You’ve got to be taught
To be afraid of people
Whose eyes are oddly made
And people whose skin is a different shade
You’ve got to be carefully taught.”-Oscar Hammerstein
Michele Norris, a career journalist whose voice is heard on NPR (National Public Radio) created The Race Card Project for which she asks people to consider what race means to them and to express it in six words. What emerged was eye opening and furthers the dialog, on this topic. Her book, The Grace of Silence, speaks of her own heritage.
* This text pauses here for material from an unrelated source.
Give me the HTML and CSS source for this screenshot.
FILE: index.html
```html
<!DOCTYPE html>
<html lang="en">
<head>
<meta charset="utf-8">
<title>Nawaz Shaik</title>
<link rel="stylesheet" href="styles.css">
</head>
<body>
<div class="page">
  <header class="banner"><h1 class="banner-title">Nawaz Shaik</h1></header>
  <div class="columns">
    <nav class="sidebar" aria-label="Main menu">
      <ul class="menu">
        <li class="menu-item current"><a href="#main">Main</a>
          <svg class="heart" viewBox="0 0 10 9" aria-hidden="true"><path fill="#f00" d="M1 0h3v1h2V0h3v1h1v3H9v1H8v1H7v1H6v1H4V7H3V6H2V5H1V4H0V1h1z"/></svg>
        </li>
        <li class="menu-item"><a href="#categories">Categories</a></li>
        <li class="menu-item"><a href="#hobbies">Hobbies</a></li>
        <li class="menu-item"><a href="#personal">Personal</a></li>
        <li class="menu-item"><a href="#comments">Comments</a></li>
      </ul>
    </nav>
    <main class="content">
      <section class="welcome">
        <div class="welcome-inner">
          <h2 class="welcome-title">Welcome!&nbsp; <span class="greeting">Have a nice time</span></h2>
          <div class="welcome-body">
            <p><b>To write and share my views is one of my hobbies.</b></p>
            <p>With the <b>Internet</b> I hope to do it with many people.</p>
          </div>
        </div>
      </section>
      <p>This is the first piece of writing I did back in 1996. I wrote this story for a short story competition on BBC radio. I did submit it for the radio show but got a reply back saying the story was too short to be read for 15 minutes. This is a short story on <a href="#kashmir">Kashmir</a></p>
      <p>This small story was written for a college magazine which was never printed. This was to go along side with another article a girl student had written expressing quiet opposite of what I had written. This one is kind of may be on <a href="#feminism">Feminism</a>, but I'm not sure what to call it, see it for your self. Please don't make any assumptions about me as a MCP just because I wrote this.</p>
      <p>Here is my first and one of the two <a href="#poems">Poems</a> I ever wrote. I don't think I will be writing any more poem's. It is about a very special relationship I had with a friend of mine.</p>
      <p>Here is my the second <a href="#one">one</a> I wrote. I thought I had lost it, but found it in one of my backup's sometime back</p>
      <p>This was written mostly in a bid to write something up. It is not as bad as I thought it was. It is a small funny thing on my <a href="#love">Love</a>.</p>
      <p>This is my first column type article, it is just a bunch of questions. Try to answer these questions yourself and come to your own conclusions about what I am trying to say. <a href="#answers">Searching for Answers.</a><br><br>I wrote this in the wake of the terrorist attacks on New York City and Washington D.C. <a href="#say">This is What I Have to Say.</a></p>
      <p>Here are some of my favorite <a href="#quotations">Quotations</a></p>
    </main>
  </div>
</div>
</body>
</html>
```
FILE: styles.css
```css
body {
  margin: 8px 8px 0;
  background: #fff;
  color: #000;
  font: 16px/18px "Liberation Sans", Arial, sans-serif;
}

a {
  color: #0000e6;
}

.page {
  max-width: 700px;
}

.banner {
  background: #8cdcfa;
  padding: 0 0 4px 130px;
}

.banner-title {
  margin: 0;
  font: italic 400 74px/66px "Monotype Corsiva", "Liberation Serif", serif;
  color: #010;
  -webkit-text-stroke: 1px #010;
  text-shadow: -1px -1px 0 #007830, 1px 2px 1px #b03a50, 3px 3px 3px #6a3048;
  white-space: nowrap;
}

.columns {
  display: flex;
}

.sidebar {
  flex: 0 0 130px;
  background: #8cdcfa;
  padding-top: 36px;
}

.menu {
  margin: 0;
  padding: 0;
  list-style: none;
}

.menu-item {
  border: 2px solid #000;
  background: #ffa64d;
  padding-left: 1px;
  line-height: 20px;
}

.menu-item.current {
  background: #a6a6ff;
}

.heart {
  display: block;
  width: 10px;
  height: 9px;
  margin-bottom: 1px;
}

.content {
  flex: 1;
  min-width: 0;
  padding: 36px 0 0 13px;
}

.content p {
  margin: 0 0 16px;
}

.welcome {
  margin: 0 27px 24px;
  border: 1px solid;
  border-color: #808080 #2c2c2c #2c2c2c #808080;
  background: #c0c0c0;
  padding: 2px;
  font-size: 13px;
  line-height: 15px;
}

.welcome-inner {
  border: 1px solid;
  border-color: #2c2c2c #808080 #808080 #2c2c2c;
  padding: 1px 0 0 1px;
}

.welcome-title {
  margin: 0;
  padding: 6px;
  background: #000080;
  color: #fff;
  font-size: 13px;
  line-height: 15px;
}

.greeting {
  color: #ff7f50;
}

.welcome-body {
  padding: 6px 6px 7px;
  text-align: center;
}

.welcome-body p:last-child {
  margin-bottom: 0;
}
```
Some of the responses to the queries and the stories that follow:
Please consider how you would respond if you were on the receiving end of the comment that indicates:
“You don’t look Asian, Jewish, Muslim, Croation, Gay, Straight, rich, poor, like a drug addict or alcoholic, handicapped, Latino, Black, Native American, Southern, Mid-Western, Indian….”
Before you might initiate a conversation that leads with a statement like that, imagine if you were the recipient as well. If you overhear someone saying something that sounds questionable, will you speak up?
What would a world in which we could see past division and delineation look like to you? What if we could celebrate both diversity and uniqueness?